Greenland alone contains 25 of 34 critical minerals on the EU's strategic list. The Arctic, broadly, contains much of the rest. When I see the administration pressuring Denmark over Greenland, I don't just see territorial ambition or wounded ego. I see a recognition, however clumsily expressed, that the physical substrates of 21st-century power are not evenly distributed, and that whoever controls them controls more than rocks. The methods are painfully, obviously wrong, but the underlying anxiety is not irrational. America and the West writ large have built a civilization on materials we don't control, and that's a problem whether or not we like the people pointing it out.

The Story

Once you accept the Arctic as an organizing principle, other things click into place. The pressure campaign against Canada wasn't just about tariffs; Canada's northern territories are central to Arctic shipping and resource access. The courtship of Russia wasn't just about ending the Ukraine war; Russia has the only infrastructure capable of operating in Arctic conditions year-round. The threats against NATO allies weren't random provocations; they targeted the nations standing between America and Arctic resources.

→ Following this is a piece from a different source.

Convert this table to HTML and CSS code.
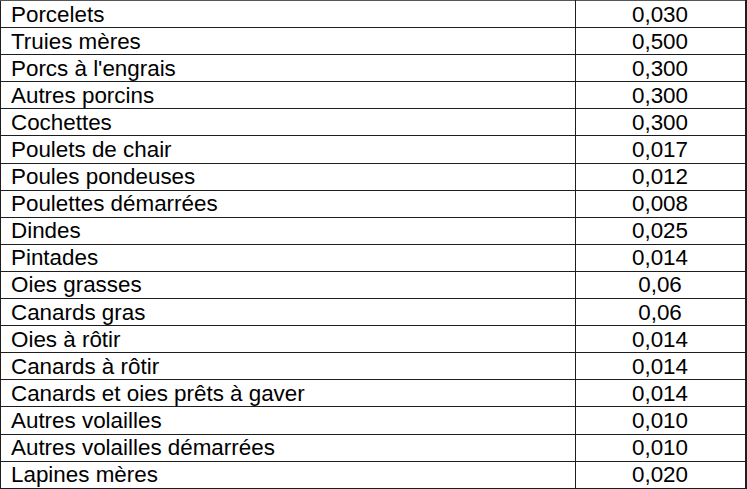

I want to be careful here. I am not arguing that every tweet, every tariff, every insult fits neatly into this framework. Some of it is surely impulse. Some of it is surely performance. But I am arguing that there is a strategic logic underneath; a bet that Arctic control will define 21st-century power, and that traditional alliances and institutional norms are obstacles to be overcome rather than assets to be preserved.

This is a coherent worldview. You don't have to agree with it to recognize how cleanly it fits together. The postwar American approach assumed that stable alliances and rules-based order served American interests, while the current approach assumes the opposite: that American interests are best served through direct control, bilateral deals, and the willingness to coerce with force anyone who stands in the way. The Arctic is where this theory meets reality.

What makes this moment so urgent is that the window for positioning is closing. Russia has been building Arctic infrastructure for two decades. China is spending at a pace America cannot currently match. The nations that establish footholds in ports, icebreaker fleets, extraction rights, and military presence will have structural advantages that compound over time. First-mover advantages in resource extraction are notoriously durable. The oil fields you control, the shipping routes you secure, the processing facilities you build—these create facts on the ground that are extraordinarily difficult to reverse. The next two decades will see the emergence of an entirely new theater of global commerce and competition. The Arctic is not a sideshow. It is the next century's main event.

Handwritten notes about the Arctic
I've been thinking about this for a while.

Conclusion

To close: This Arctic explanation is compelling, but compelling explanations are dangerous. They can make us see patterns where none exist, coherence where there is only chaos. Maybe this is all just ego and impulse dressed up in strategic clothing by someone (me) who can't accept that the world might be governed by embarrassingly imperfect, irrational actors. Maybe the real explanation is simpler and sadder: that power and greed come first, and the justifications as purely post-facto.

But I don't think so. I think the Arctic matters in ways that most of us haven't internalized yet. I think the Trump II administration has recognized this. And I think that decades from now, we'll look back at this period and see it as the moment when the great powers began their contest for the last unclaimed space on Earth—a space containing more extractable wealth than any region opened to exploitation since the Americas themselves.

Whether that contest is managed wisely or catastrophically remains to be seen. The early returns are not encouraging. But the contest itself is real, and pretending otherwise won't make it go away. The ice is melting. The routes are opening. The minerals are there. And whoever controls them will shape the century to come.

Wherever this leads, it's clear Seward was on to something.